For
Alan Mulally, the outgoing Ford CEO, “to
serve” is the philosophy, and the way to lead. He successfully used this Mantra
during his 8 year tenure as the first person of Ford. He took over when the
company was saddled with tremendous loss, turnaround it and raised the profit
bars applying the Servant-Leadership Model. His turnaround philosophy is a
valuable lesson for leaders to be.
I
give below his historic action as explained by him in brief:
Starting
his job with a “home improvement loan” he implemented 4 key elements initially:
·
Focus on serving all markets;
·
Commit to a complete family (of product);
·
Quality, efficiency and
·
Work together to scale and leverage.
The
bracket around the profit means to him that “you do not have any idea what you are doing and that is not the purpose
of business.” these are the two
thoughts that should be there in everybody’s mind he emphasizes. “Always
have a can-do attitude.”
When asked how he decides on the options that have the most chance to succeed—gut or data? He replies: “Talk to everybody you possibly can and you will get a consensus. Talk to everybody that is investing because it's their money.”

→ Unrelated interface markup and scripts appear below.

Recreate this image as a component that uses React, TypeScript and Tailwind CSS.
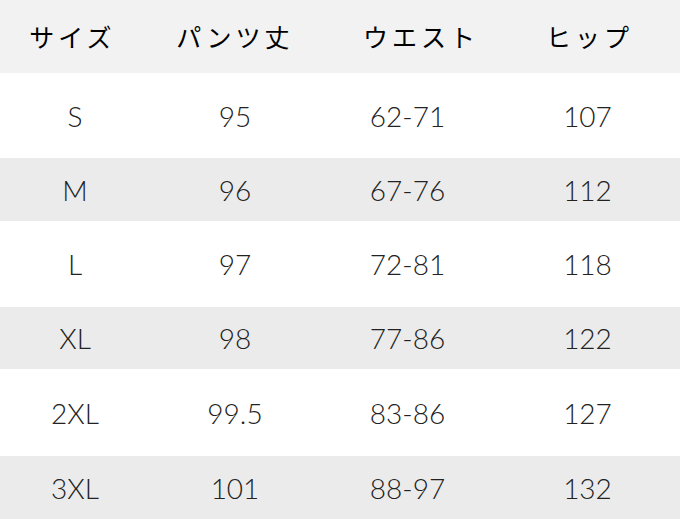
import React from "react";

const rows: { h: string; gray: boolean; c: string[] }[] = [
  { h: "h-[85px]", gray: false, c: ["S", "95", "62-71", "107"] },
  { h: "h-[63px]", gray: true, c: ["M", "96", "67-76", "112"] },
  { h: "h-[86px]", gray: false, c: ["L", "97", "72-81", "118"] },
  { h: "h-[62px]", gray: true, c: ["XL", "98", "77-86", "122"] },
  { h: "h-[87px]", gray: false, c: ["2XL", "99.5", "83-86", "127"] },
  { h: "h-[63px]", gray: true, c: ["3XL", "101", "88-97", "132"] },
];

const cols = ["w-[150px]", "w-[170px]", "w-[175px]", "flex-1"];

export default function App() {
  return (
    <div className="w-[680px] h-[519px] bg-white flex flex-col overflow-hidden">
      <div
        className="h-[73px] bg-[#f2f2f2] flex items-center text-[25px] text-black font-normal tracking-[4px]"
        style={{ fontFamily: '"Noto Sans CJK JP", sans-serif' }}
      >
        <div className="w-[150px] text-center pr-[5px]">サイズ</div>
        <div className="w-[170px] text-center">パンツ丈</div>
        <div className="w-[175px] text-center pl-[27px]">ウエスト</div>
        <div className="flex-1 text-center pl-[4px]">ヒップ</div>
      </div>
      {rows.map((r, i) => (
        <div
          key={i}
          className={`${r.h} flex items-center text-[28px] text-[#222] font-light ${r.gray ? "bg-[#ebebeb]" : "bg-white"}`}
          style={{ fontFamily: "Lato, sans-serif" }}
        >
          {r.c.map((t, j) => (
            <div key={j} className={`${cols[j]} text-center`}>
              {t}
            </div>
          ))}
        </div>
      ))}
    </div>
  );
}
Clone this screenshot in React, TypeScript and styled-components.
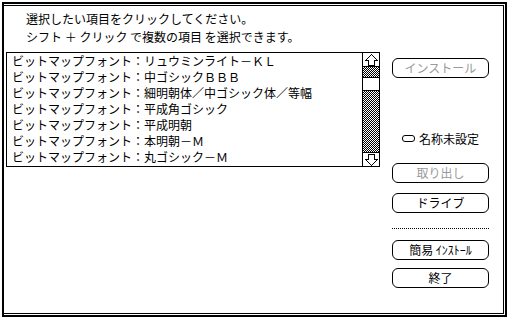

With BPR strategy he proclaims it just takes, “about two nanoseconds, because we have been working on it for the whole year. It is that adaptive.”
On
motivating for innovations his comments were: “Our brand promise says we will offer a complete range that's
best-in-class in terms of quality, environment-friendly, safe, smart and offers
the very best value. This is the all-time motivator for innovation. Innovations
just don't happen by asking people to innovate but by making sure innovation
has a purpose. You are doing something that is going to make life better or
easier, more worthwhile.” He admits that it is a challenge for companies to
use less resources and less time than competition.
While
nurturing him his parents taught “that to
serve is to live and if you find your passion in serving, then that is the most
satisfying thing in the world.” He continues, “I always loved serving and I liked doing a real good job for people,
taking care of them, helping them.”
To the query as to how he managed your time, energy and the inner equilibrium,
his answer was thus: “The
more you include everybody the less you have to worry. You have a process to
come together, where everybody knows everything. You switch over from this
model of thinking where you have to tell people what to do because you know
everything, to a servant-leadership model. So you move to a model where you
have all kinds of energy, you have wonderful emotional resilience plus you have
consistency of purpose. That's an important thing in all our lives.”
His
message to the young leaders: “Serving is the most important thing in
business. Money is the output of
serving these customers. If you do not
do that, you are not going to grow.”
P.S: Lesson for life: Include
everybody, the less you have to worry. Serve all.